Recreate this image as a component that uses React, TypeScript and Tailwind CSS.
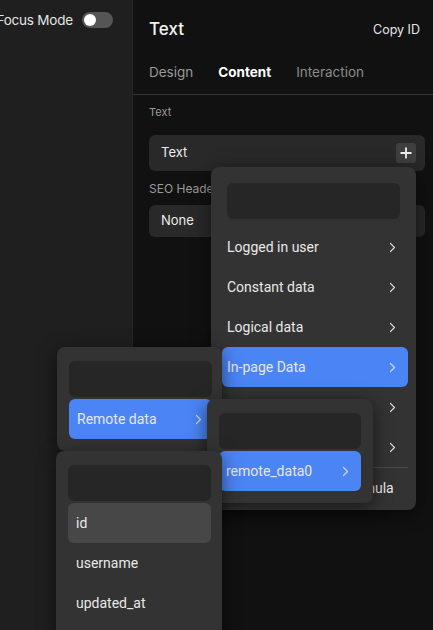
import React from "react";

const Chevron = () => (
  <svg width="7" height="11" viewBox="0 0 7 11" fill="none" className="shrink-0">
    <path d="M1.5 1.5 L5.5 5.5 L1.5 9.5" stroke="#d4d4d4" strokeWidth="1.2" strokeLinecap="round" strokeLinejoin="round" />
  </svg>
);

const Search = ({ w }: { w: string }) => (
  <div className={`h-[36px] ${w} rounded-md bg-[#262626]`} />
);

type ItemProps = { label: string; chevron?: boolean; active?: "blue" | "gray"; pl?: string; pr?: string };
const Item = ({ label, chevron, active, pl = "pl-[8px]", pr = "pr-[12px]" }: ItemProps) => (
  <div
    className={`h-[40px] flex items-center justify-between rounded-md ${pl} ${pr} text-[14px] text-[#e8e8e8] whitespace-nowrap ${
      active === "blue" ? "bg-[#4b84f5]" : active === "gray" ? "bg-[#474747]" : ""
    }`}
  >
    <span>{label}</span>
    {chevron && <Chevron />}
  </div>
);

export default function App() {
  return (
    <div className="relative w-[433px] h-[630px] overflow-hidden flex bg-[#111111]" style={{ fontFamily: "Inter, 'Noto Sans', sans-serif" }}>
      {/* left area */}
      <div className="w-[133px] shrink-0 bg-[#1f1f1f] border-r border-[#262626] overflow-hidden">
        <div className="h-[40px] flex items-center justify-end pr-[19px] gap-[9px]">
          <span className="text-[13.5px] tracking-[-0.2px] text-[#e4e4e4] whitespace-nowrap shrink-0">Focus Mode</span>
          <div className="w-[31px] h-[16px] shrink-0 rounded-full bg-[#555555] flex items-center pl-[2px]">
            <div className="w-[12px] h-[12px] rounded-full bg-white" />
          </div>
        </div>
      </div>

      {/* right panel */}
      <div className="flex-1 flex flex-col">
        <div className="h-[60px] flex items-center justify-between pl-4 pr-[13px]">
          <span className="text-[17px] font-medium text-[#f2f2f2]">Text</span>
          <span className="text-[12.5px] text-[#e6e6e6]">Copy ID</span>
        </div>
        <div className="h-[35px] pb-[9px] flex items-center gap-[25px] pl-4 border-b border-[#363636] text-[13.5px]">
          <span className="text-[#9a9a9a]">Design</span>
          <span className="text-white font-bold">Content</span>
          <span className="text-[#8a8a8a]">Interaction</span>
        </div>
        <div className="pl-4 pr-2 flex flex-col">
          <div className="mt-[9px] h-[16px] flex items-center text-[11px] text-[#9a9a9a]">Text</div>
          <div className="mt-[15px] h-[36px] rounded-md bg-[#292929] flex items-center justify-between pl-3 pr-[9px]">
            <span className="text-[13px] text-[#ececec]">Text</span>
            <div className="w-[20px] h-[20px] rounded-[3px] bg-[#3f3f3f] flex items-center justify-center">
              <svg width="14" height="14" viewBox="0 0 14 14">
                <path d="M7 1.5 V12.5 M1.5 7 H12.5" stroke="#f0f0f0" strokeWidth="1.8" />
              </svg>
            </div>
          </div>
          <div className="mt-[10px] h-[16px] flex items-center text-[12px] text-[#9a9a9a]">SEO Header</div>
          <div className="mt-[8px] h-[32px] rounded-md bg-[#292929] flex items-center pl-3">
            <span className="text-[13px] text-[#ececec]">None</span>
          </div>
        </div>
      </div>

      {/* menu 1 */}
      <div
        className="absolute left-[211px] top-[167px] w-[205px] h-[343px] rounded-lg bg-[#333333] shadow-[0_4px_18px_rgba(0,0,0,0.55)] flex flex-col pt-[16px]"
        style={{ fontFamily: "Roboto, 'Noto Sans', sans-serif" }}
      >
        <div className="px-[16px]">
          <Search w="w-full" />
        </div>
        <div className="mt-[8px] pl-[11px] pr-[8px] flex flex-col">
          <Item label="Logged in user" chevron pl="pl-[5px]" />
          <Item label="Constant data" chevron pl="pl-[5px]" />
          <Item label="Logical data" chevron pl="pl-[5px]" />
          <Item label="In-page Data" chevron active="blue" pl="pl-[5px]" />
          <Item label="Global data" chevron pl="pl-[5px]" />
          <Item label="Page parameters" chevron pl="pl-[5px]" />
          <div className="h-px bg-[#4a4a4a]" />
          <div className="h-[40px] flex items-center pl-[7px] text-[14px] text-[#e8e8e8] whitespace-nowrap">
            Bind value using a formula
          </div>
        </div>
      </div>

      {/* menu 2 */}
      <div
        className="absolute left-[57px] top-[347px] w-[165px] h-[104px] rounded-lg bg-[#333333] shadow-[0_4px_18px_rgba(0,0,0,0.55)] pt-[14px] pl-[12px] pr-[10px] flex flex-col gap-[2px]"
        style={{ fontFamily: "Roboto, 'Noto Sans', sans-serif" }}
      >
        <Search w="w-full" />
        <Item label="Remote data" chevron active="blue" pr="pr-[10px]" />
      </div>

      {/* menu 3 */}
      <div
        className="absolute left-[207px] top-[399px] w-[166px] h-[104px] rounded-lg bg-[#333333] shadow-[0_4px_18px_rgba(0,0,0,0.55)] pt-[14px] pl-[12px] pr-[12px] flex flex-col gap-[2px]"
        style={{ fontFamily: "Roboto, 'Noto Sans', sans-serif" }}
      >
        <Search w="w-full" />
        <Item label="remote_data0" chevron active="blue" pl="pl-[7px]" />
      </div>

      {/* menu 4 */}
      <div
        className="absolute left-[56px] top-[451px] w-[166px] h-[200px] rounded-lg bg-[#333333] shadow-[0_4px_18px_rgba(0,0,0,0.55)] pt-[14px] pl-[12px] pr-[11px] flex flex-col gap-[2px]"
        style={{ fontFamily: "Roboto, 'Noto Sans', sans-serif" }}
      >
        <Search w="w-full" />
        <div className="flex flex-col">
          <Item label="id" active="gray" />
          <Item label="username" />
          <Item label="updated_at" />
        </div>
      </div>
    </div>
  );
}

| DO THIS |
Drop the images and repeat the data exactly.

| OUTPUT FOR THIS TASK |
Recreate this image as a component that uses React, TypeScript and Tailwind CSS.
import React from "react";

const Chevron = () => (
  <svg width="7" height="11" viewBox="0 0 7 11" fill="none" className="shrink-0">
    <path d="M1.5 1.5 L5.5 5.5 L1.5 9.5" stroke="#d4d4d4" strokeWidth="1.2" strokeLinecap="round" strokeLinejoin="round" />
  </svg>
);

const Search = ({ w }: { w: string }) => (
  <div className={`h-[36px] ${w} rounded-md bg-[#262626]`} />
);

type ItemProps = { label: string; chevron?: boolean; active?: "blue" | "gray"; pl?: string; pr?: string };
const Item = ({ label, chevron, active, pl = "pl-[8px]", pr = "pr-[12px]" }: ItemProps) => (
  <div
    className={`h-[40px] flex items-center justify-between rounded-md ${pl} ${pr} text-[14px] text-[#e8e8e8] whitespace-nowrap ${
      active === "blue" ? "bg-[#4b84f5]" : active === "gray" ? "bg-[#474747]" : ""
    }`}
  >
    <span>{label}</span>
    {chevron && <Chevron />}
  </div>
);

export default function App() {
  return (
    <div className="relative w-[433px] h-[630px] overflow-hidden flex bg-[#111111]" style={{ fontFamily: "Inter, 'Noto Sans', sans-serif" }}>
      {/* left area */}
      <div className="w-[133px] shrink-0 bg-[#1f1f1f] border-r border-[#262626] overflow-hidden">
        <div className="h-[40px] flex items-center justify-end pr-[19px] gap-[9px]">
          <span className="text-[13.5px] tracking-[-0.2px] text-[#e4e4e4] whitespace-nowrap shrink-0">Focus Mode</span>
          <div className="w-[31px] h-[16px] shrink-0 rounded-full bg-[#555555] flex items-center pl-[2px]">
            <div className="w-[12px] h-[12px] rounded-full bg-white" />
          </div>
        </div>
      </div>

      {/* right panel */}
      <div className="flex-1 flex flex-col">
        <div className="h-[60px] flex items-center justify-between pl-4 pr-[13px]">
          <span className="text-[17px] font-medium text-[#f2f2f2]">Text</span>
          <span className="text-[12.5px] text-[#e6e6e6]">Copy ID</span>
        </div>
        <div className="h-[35px] pb-[9px] flex items-center gap-[25px] pl-4 border-b border-[#363636] text-[13.5px]">
          <span className="text-[#9a9a9a]">Design</span>
          <span className="text-white font-bold">Content</span>
          <span className="text-[#8a8a8a]">Interaction</span>
        </div>
        <div className="pl-4 pr-2 flex flex-col">
          <div className="mt-[9px] h-[16px] flex items-center text-[11px] text-[#9a9a9a]">Text</div>
          <div className="mt-[15px] h-[36px] rounded-md bg-[#292929] flex items-center justify-between pl-3 pr-[9px]">
            <span className="text-[13px] text-[#ececec]">Text</span>
            <div className="w-[20px] h-[20px] rounded-[3px] bg-[#3f3f3f] flex items-center justify-center">
              <svg width="14" height="14" viewBox="0 0 14 14">
                <path d="M7 1.5 V12.5 M1.5 7 H12.5" stroke="#f0f0f0" strokeWidth="1.8" />
              </svg>
            </div>
          </div>
          <div className="mt-[10px] h-[16px] flex items-center text-[12px] text-[#9a9a9a]">SEO Header</div>
          <div className="mt-[8px] h-[32px] rounded-md bg-[#292929] flex items-center pl-3">
            <span className="text-[13px] text-[#ececec]">None</span>
          </div>
        </div>
      </div>

      {/* menu 1 */}
      <div
        className="absolute left-[211px] top-[167px] w-[205px] h-[343px] rounded-lg bg-[#333333] shadow-[0_4px_18px_rgba(0,0,0,0.55)] flex flex-col pt-[16px]"
        style={{ fontFamily: "Roboto, 'Noto Sans', sans-serif" }}
      >
        <div className="px-[16px]">
          <Search w="w-full" />
        </div>
        <div className="mt-[8px] pl-[11px] pr-[8px] flex flex-col">
          <Item label="Logged in user" chevron pl="pl-[5px]" />
          <Item label="Constant data" chevron pl="pl-[5px]" />
          <Item label="Logical data" chevron pl="pl-[5px]" />
          <Item label="In-page Data" chevron active="blue" pl="pl-[5px]" />
          <Item label="Global data" chevron pl="pl-[5px]" />
          <Item label="Page parameters" chevron pl="pl-[5px]" />
          <div className="h-px bg-[#4a4a4a]" />
          <div className="h-[40px] flex items-center pl-[7px] text-[14px] text-[#e8e8e8] whitespace-nowrap">
            Bind value using a formula
          </div>
        </div>
      </div>

      {/* menu 2 */}
      <div
        className="absolute left-[57px] top-[347px] w-[165px] h-[104px] rounded-lg bg-[#333333] shadow-[0_4px_18px_rgba(0,0,0,0.55)] pt-[14px] pl-[12px] pr-[10px] flex flex-col gap-[2px]"
        style={{ fontFamily: "Roboto, 'Noto Sans', sans-serif" }}
      >
        <Search w="w-full" />
        <Item label="Remote data" chevron active="blue" pr="pr-[10px]" />
      </div>

      {/* menu 3 */}
      <div
        className="absolute left-[207px] top-[399px] w-[166px] h-[104px] rounded-lg bg-[#333333] shadow-[0_4px_18px_rgba(0,0,0,0.55)] pt-[14px] pl-[12px] pr-[12px] flex flex-col gap-[2px]"
        style={{ fontFamily: "Roboto, 'Noto Sans', sans-serif" }}
      >
        <Search w="w-full" />
        <Item label="remote_data0" chevron active="blue" pl="pl-[7px]" />
      </div>

      {/* menu 4 */}
      <div
        className="absolute left-[56px] top-[451px] w-[166px] h-[200px] rounded-lg bg-[#333333] shadow-[0_4px_18px_rgba(0,0,0,0.55)] pt-[14px] pl-[12px] pr-[11px] flex flex-col gap-[2px]"
        style={{ fontFamily: "Roboto, 'Noto Sans', sans-serif" }}
      >
        <Search w="w-full" />
        <div className="flex flex-col">
          <Item label="id" active="gray" />
          <Item label="username" />
          <Item label="updated_at" />
        </div>
      </div>
    </div>
  );
}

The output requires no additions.